The freedom to really experiment. When you’re originating a role, the formula is still to be decided. But I also enjoy taking risks with more renowned roles and putting my own spin on them.
Throughout Bright Star, you alternate between playing Alice as a young woman and as a mature adult. What do you find to be the greatest changes in your character caused by the 22 years in between the times we get to know her?
Twenty-two years in anyone’s life allows for some hard knocks and Alice Murphy is no exception. Without giving too much away, she suffers a huge loss at a tender age, which informs the dark, guarded woman she becomes.
As an actor, how do you so seamlessly (and frequently) transition from playing Alice at one age to playing her at another?
Varying posture and vocal textures are some of the tricks and just changing my frame of mind from cocky and careless to confident and in control.
On your website, you describe Alice as your dream role. What is it about this character and her journey that spoke to you so loudly? What are some of your favorite things about her?
That she gets to go from age 16 to 38 in a matter of seconds is a big sell. She is a spitfire of a character that has aspirations and goes after them even at the most trying of times. Also, I connect with her challenges, her losses and her ultimate victory.
Some of what makes Bright Star such a unique and unmissable experience are the bluegrass and folk influences in its music. Were you a fan of these genres and Steve Martin and Edie Brickell’s prior to the show?
YES and YES! I’ve always been a fan of Steve Martin’s comedy and a huge fan of Edie Brickell and New Bohemians. I grew up in the South with gospel music and the blues, bluegrass and folk. It’s in my blood.
You have so many great songs in the show, including my favorite, the climactic “At Long Last.” What’s your personal highlight to sing every night?
I love starting off the show with “If You Knew My Story.” It’s one of the newer songs, as is “At Long Last,” which just got put into the show during our DC contract late last year. I feel it sets up the intrigue of Alice and I love how the staging incorporates the entire company, reinforcing the lyrics in the song, “Tell me I’m not alone”. Of course “At Long Last” mirrors my feelings personally that AT LAST I’m singing for a Broadway audience!
You’ve been a part of Bright Star since the very beginning. You played Alice in the show’s early workshops and out-of-town runs in San Diego and Washington, DC. How do you feel that both your character and the show have evolved since its original inception to the final, polished version?
From the first reading, I knew there was strong content. I connected to the character from the start but also knew there was room for improvement. This was very exciting as this work was going to come from the collaborations of these incredibly smart, talented writers. I wanted to watch and learn from them and maybe through the process they might learn from us (the actors). I love being a part of collaboration and then seeing how it lands on an audience. My most treasured memories came during previews in San Diego at the Old Globe. We would meet every morning at 10 AM to discuss what had happened the night before with various scene changes. Steve and Edie were always there for these meetings and as we sipped from our Starbucks teas and lattes, we’d discuss how our experiments would land. There were lots of laughs. It felt like family time.

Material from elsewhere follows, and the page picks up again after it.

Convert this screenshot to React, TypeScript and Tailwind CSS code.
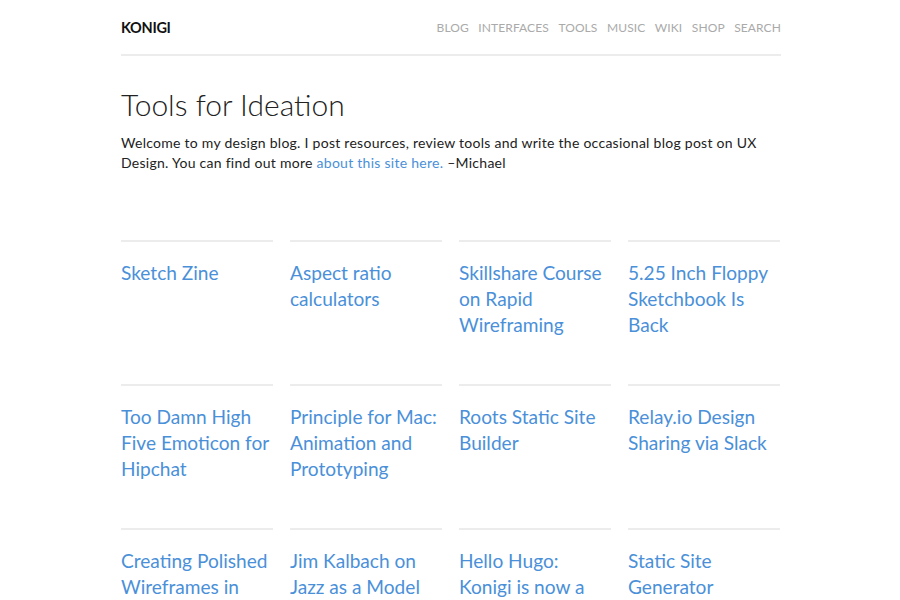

Do you have a pre-show ritual/tradition of any kind? If so, what is it?
Not really. Just a cup of tea and a moisture mask.
Recently, you played Annie McDougan in the Chicago premiere of First Wives Club. What can you tell me about that experience and do you plan on continuing be a part of that show if/when it transfers to Broadway?
I think they are reworking it at the moment, which is a good thing. Writing a musical is about the hardest thing to do successfully. It takes time and dedication and you’re putting it out there for critique constantly. You have to form a hard skin, but if you don’t try, you don’t learn. First Wives Club is a great idea and it is going through its process. I LOVED working with Faith Prince and Christine Sherill. We had each other’s back and laughed also. I wish the First Wives team well.
You also played Eva Cassidy in the UK tour of Over The Rainbow. How was your creative process different when playing a real person versus a fictional character?
Well, there unfortunately isn’t a lot of footage of Eve Cassidy out there, except for the two albums that were out at the time I was studying her. On her live blues alley album, she talks a bit and the way she spoke informed me in a way to her personality. I also read a book that was helpful. I wanted to sound exactly like her in how she sang and spoke, and I think I succeeded in that. It’s a shame that the script wasn’t very good. A fictional person allows for a bit more freedom, but I enjoy the challenges of both.
Tell me a little bit about Fountain Throes, the band you work with on the side. I hear you’re in the midst of putting together an album of original music? Any idea when that might be available?
I am half way through. I’m hoping to get the last five songs recorded soon as possible. The Fountain Throes are a handful of musicians I work with when I’m in LA in my downtime. I miss them! Thanks for asking about that.
You’re a big fan of margaritas. Where’s your favorite place to unwind after a show and what’s your margarita of choice?
Well, I have yet to find a place here in NY. But I’m open to suggestions! I’m old school with my margaritas – tequila, lime juice and a little agave on the rocks.
Thanks so much, Carmen! Is there anything else you want to mention that we didn’t talk about?
I think you were incredibly thorough. Thanks for the opportunity!